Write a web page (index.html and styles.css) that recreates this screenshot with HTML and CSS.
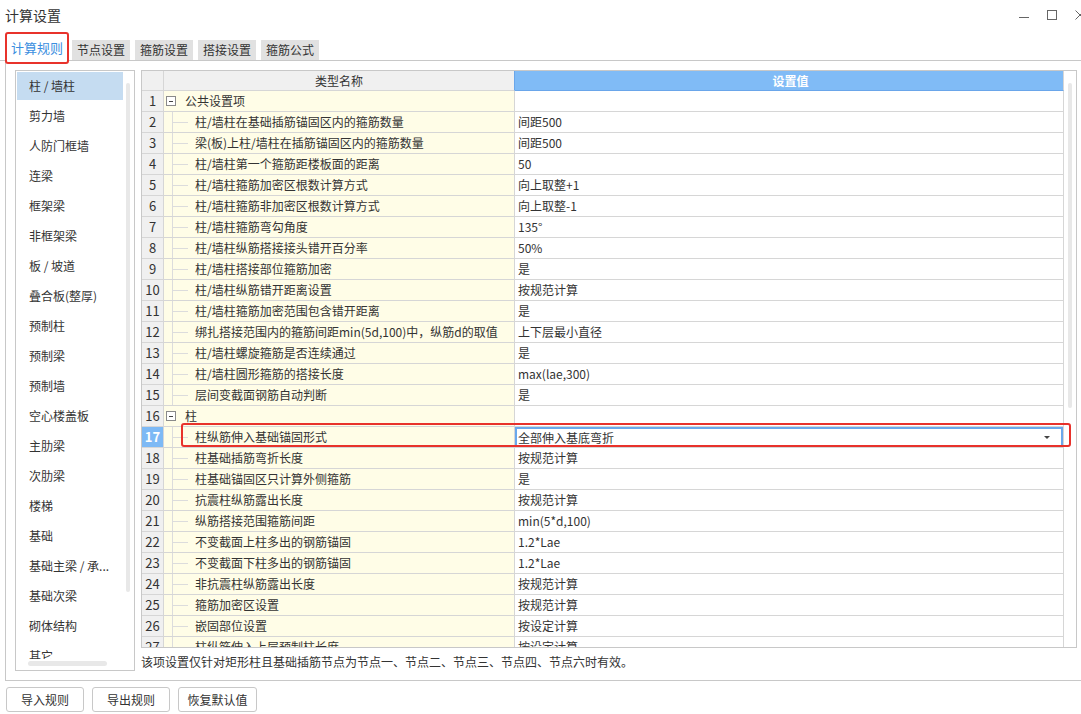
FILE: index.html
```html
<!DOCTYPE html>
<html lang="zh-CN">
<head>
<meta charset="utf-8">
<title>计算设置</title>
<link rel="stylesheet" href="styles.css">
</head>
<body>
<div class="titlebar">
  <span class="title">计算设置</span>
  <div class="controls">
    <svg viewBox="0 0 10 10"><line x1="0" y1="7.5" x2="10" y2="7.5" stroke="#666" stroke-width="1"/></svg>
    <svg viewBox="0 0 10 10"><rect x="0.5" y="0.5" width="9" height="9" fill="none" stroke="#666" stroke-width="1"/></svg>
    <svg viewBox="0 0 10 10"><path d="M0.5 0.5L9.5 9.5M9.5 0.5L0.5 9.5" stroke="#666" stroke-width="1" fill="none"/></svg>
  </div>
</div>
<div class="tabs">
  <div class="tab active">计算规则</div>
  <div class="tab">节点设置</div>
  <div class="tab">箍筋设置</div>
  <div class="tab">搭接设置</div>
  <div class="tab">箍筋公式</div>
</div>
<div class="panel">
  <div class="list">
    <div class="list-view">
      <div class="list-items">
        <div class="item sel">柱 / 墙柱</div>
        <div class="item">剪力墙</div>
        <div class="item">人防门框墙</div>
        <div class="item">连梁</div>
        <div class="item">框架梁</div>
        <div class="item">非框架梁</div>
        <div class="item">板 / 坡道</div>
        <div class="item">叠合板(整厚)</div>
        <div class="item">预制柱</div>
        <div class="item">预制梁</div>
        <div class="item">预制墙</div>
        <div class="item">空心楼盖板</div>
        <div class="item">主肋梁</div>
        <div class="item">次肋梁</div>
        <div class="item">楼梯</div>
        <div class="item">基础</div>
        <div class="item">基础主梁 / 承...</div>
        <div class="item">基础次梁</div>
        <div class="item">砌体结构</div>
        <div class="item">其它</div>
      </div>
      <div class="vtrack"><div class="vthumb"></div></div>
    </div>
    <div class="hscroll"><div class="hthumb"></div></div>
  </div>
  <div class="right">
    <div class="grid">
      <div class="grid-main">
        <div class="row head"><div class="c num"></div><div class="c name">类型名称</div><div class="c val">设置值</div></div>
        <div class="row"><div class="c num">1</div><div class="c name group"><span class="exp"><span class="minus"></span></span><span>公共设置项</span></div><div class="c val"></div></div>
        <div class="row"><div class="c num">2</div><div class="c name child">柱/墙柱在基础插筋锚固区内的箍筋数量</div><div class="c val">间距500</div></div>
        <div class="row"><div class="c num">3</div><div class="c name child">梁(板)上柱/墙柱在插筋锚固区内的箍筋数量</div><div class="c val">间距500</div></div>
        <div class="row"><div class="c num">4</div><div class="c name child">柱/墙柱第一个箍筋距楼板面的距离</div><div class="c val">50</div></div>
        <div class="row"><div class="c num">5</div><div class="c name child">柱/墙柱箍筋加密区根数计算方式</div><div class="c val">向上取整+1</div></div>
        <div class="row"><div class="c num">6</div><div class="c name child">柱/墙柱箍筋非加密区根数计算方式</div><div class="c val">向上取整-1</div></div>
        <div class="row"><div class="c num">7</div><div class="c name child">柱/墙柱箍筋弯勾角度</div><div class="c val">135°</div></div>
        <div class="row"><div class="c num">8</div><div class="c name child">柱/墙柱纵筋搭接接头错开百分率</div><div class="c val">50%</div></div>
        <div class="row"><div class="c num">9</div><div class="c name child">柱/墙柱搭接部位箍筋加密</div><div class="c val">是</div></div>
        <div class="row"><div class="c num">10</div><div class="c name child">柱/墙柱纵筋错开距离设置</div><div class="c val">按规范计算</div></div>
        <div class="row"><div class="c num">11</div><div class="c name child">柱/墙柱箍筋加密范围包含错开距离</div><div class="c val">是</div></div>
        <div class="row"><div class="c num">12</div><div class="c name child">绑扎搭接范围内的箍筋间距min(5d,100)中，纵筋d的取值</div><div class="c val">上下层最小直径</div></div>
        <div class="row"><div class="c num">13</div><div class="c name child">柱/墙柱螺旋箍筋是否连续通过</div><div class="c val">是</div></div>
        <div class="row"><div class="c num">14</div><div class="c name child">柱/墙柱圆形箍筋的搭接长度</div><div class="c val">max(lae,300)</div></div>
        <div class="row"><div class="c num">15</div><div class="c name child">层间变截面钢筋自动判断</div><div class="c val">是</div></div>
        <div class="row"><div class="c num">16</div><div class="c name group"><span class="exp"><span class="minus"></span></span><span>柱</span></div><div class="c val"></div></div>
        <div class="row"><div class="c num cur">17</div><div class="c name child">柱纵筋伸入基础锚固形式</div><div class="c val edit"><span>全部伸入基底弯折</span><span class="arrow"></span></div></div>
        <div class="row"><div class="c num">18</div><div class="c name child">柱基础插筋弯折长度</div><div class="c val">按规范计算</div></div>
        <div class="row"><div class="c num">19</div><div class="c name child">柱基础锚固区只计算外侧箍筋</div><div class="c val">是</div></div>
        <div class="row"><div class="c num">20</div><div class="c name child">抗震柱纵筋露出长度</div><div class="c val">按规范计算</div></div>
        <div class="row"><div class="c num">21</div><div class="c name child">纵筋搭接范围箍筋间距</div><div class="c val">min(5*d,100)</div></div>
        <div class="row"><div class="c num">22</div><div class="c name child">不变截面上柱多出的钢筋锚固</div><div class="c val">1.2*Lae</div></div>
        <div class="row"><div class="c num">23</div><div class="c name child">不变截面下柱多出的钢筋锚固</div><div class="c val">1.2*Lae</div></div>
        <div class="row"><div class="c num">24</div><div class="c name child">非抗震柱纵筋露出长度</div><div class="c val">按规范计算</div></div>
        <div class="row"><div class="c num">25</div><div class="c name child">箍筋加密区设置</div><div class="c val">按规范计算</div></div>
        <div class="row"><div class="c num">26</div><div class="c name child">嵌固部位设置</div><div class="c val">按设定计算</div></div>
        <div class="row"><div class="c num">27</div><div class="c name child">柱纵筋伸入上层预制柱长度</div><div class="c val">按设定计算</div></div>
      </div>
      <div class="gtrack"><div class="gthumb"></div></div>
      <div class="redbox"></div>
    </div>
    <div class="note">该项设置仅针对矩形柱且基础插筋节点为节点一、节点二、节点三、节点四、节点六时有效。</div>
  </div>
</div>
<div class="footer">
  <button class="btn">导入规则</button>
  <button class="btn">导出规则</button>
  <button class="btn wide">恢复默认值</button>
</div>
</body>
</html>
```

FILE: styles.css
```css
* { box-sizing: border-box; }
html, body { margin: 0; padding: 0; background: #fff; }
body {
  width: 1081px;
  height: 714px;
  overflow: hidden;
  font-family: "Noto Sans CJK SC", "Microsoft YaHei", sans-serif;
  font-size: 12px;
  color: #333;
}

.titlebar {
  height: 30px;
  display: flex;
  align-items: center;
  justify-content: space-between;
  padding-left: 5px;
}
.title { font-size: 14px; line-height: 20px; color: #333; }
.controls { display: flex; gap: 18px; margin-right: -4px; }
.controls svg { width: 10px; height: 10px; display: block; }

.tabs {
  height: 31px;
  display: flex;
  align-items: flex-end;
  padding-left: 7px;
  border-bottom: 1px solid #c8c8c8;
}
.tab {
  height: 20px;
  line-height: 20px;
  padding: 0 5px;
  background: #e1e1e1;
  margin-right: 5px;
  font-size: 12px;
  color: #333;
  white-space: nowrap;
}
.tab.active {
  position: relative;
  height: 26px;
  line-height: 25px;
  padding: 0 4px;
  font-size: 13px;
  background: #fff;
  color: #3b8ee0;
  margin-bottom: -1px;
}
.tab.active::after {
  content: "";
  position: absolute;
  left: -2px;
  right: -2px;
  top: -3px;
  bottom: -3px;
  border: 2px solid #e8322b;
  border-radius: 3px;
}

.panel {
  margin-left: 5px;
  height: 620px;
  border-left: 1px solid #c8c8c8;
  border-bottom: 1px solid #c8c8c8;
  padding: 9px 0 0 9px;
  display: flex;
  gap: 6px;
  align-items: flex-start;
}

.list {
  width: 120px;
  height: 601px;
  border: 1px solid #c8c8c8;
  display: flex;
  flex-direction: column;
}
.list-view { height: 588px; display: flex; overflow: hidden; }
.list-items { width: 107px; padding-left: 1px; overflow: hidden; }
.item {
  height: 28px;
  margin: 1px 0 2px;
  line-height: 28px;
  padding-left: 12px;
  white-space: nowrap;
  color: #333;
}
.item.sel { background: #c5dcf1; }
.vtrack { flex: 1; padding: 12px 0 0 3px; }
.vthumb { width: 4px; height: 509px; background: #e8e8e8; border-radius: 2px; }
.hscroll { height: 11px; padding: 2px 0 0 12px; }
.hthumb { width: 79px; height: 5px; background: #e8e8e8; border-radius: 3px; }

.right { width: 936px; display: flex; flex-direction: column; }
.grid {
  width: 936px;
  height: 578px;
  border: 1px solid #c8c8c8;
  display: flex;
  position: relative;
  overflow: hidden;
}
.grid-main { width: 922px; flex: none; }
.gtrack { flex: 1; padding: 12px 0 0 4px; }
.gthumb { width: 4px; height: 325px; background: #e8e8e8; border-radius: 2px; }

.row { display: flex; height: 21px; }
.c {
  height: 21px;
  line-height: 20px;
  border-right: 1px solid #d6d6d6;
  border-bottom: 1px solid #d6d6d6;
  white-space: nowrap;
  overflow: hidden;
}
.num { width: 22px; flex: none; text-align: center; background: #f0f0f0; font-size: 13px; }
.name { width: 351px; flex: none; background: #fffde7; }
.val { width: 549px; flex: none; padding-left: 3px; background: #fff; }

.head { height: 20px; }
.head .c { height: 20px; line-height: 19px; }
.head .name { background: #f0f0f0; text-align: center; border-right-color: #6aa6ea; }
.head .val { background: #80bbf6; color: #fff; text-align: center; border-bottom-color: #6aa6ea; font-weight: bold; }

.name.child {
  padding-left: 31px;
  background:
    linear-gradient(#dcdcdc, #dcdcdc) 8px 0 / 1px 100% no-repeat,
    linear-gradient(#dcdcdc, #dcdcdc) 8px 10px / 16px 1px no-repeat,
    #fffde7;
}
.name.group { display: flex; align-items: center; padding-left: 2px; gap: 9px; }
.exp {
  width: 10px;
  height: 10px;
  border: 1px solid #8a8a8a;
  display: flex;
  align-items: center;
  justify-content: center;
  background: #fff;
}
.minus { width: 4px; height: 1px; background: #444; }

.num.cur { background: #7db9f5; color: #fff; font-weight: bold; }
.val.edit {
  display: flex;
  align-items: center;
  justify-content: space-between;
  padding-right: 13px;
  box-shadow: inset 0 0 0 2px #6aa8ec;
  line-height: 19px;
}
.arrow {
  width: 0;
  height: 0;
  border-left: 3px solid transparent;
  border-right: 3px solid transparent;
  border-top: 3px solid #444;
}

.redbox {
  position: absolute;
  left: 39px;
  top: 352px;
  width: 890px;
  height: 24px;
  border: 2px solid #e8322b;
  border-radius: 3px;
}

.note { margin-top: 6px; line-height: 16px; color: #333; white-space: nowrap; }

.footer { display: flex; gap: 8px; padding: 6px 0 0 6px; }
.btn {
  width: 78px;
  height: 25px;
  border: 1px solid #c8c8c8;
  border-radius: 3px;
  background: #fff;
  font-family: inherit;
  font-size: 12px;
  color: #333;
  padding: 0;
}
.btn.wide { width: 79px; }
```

====

_THE REQUEST_. From the listing above, collect each line in which the string "index" appears.

_TASK RESULT_.
Write a web page (index.html and styles.css) that recreates this screenshot with HTML and CSS.
FILE: index.html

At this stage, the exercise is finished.